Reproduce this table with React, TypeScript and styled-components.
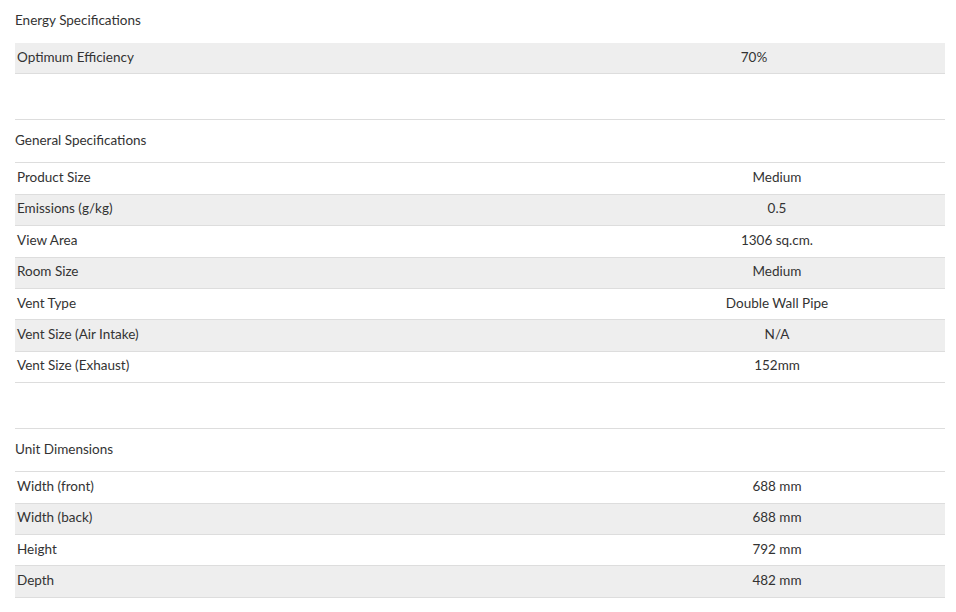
import React from "react";
import styled, { createGlobalStyle } from "styled-components";

const Global = createGlobalStyle`
  html, body { margin: 0; padding: 0; background: #fff; }
  body { font-family: Lato, "Open Sans", "Liberation Sans", sans-serif; color: #333; }
`;

const Page = styled.div`
  width: 930px;
  padding: 0 11px 0 15px;
  display: flex;
  flex-direction: column;
`;

const Section = styled.section<{ $first?: boolean }>`
  display: flex;
  flex-direction: column;
  margin-top: ${(p) => (p.$first ? "0" : "45px")};
  border-top: ${(p) => (p.$first ? "none" : "1px solid #dddddd")};
`;

const Heading = styled.div<{ $first?: boolean }>`
  display: flex;
  align-items: center;
  font-size: 13.5px;
  color: #333;
  box-sizing: border-box;
  height: 43px;
  padding-bottom: 3px;
  border-bottom: ${(p) => (p.$first ? "none" : "1px solid #dddddd")};
`;

const Row = styled.div<{ $shade: boolean; $labelWidth: number }>`
  display: grid;
  grid-template-columns: ${(p) => p.$labelWidth}px 1fr;
  align-items: center;
  height: 31.4px;
  box-sizing: border-box;
  padding-bottom: 3px;
  border-bottom: 1px solid #dddddd;
  background: ${(p) => (p.$shade ? "#eeeeee" : "#ffffff")};
  font-size: 13.5px;
`;

const Label = styled.div`
  padding-left: 2px;
`;

const Value = styled.div`
  text-align: center;
`;

type Spec = [string, string];

const sections: { title: string; rows: Spec[]; shadeFirst: boolean; labelWidth: number }[] = [
  {
    title: "Energy Specifications",
    rows: [["Optimum Efficiency", "70%"]],
    shadeFirst: true,
    labelWidth: 548,
  },
  {
    title: "General Specifications",
    shadeFirst: false,
    labelWidth: 594,
    rows: [
      ["Product Size", "Medium"],
      ["Emissions (g/kg)", "0.5"],
      ["View Area", "1306 sq.cm."],
      ["Room Size", "Medium"],
      ["Vent Type", "Double Wall Pipe"],
      ["Vent Size (Air Intake)", "N/A"],
      ["Vent Size (Exhaust)", "152mm"],
    ],
  },
  {
    title: "Unit Dimensions",
    shadeFirst: false,
    labelWidth: 594,
    rows: [
      ["Width (front)", "688 mm"],
      ["Width (back)", "688 mm"],
      ["Height", "792 mm"],
      ["Depth", "482 mm"],
    ],
  },
];

export default function App() {
  return (
    <>
      <Global />
      <Page>
        {sections.map((s, si) => (
          <Section key={s.title} $first={si === 0}>
            <Heading $first={si === 0}>{s.title}</Heading>
            {s.rows.map(([l, v], i) => (
              <Row
                key={l}
                $labelWidth={s.labelWidth}
                $shade={s.shadeFirst ? i % 2 === 0 : i % 2 === 1}
              >
                <Label>{l}</Label>
                <Value>{v}</Value>
              </Row>
            ))}
          </Section>
        ))}
      </Page>
    </>
  );
}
-=-=-=-=-
Your instructions: The pictures should not be reproduced; quote all of the other material exactly.

Written solution:
Reproduce this table with React, TypeScript and styled-components.
import React from "react";
import styled, { createGlobalStyle } from "styled-components";

const Global = createGlobalStyle`
  html, body { margin: 0; padding: 0; background: #fff; }
  body { font-family: Lato, "Open Sans", "Liberation Sans", sans-serif; color: #333; }
`;

const Page = styled.div`
  width: 930px;
  padding: 0 11px 0 15px;
  display: flex;
  flex-direction: column;
`;

const Section = styled.section<{ $first?: boolean }>`
  display: flex;
  flex-direction: column;
  margin-top: ${(p) => (p.$first ? "0" : "45px")};
  border-top: ${(p) => (p.$first ? "none" : "1px solid #dddddd")};
`;

const Heading = styled.div<{ $first?: boolean }>`
  display: flex;
  align-items: center;
  font-size: 13.5px;
  color: #333;
  box-sizing: border-box;
  height: 43px;
  padding-bottom: 3px;
  border-bottom: ${(p) => (p.$first ? "none" : "1px solid #dddddd")};
`;

const Row = styled.div<{ $shade: boolean; $labelWidth: number }>`
  display: grid;
  grid-template-columns: ${(p) => p.$labelWidth}px 1fr;
  align-items: center;
  height: 31.4px;
  box-sizing: border-box;
  padding-bottom: 3px;
  border-bottom: 1px solid #dddddd;
  background: ${(p) => (p.$shade ? "#eeeeee" : "#ffffff")};
  font-size: 13.5px;
`;

const Label = styled.div`
  padding-left: 2px;
`;

const Value = styled.div`
  text-align: center;
`;

type Spec = [string, string];

const sections: { title: string; rows: Spec[]; shadeFirst: boolean; labelWidth: number }[] = [
  {
    title: "Energy Specifications",
    rows: [["Optimum Efficiency", "70%"]],
    shadeFirst: true,
    labelWidth: 548,
  },
  {
    title: "General Specifications",
    shadeFirst: false,
    labelWidth: 594,
    rows: [
      ["Product Size", "Medium"],
      ["Emissions (g/kg)", "0.5"],
      ["View Area", "1306 sq.cm."],
      ["Room Size", "Medium"],
      ["Vent Type", "Double Wall Pipe"],
      ["Vent Size (Air Intake)", "N/A"],
      ["Vent Size (Exhaust)", "152mm"],
    ],
  },
  {
    title: "Unit Dimensions",
    shadeFirst: false,
    labelWidth: 594,
    rows: [
      ["Width (front)", "688 mm"],
      ["Width (back)", "688 mm"],
      ["Height", "792 mm"],
      ["Depth", "482 mm"],
    ],
  },
];

export default function App() {
  return (
    <>
      <Global />
      <Page>
        {sections.map((s, si) => (
          <Section key={s.title} $first={si === 0}>
            <Heading $first={si === 0}>{s.title}</Heading>
            {s.rows.map(([l, v], i) => (
              <Row
                key={l}
                $labelWidth={s.labelWidth}
                $shade={s.shadeFirst ? i % 2 === 0 : i % 2 === 1}
              >
                <Label>{l}</Label>
                <Value>{v}</Value>
              </Row>
            ))}
          </Section>
        ))}
      </Page>
    </>
  );
}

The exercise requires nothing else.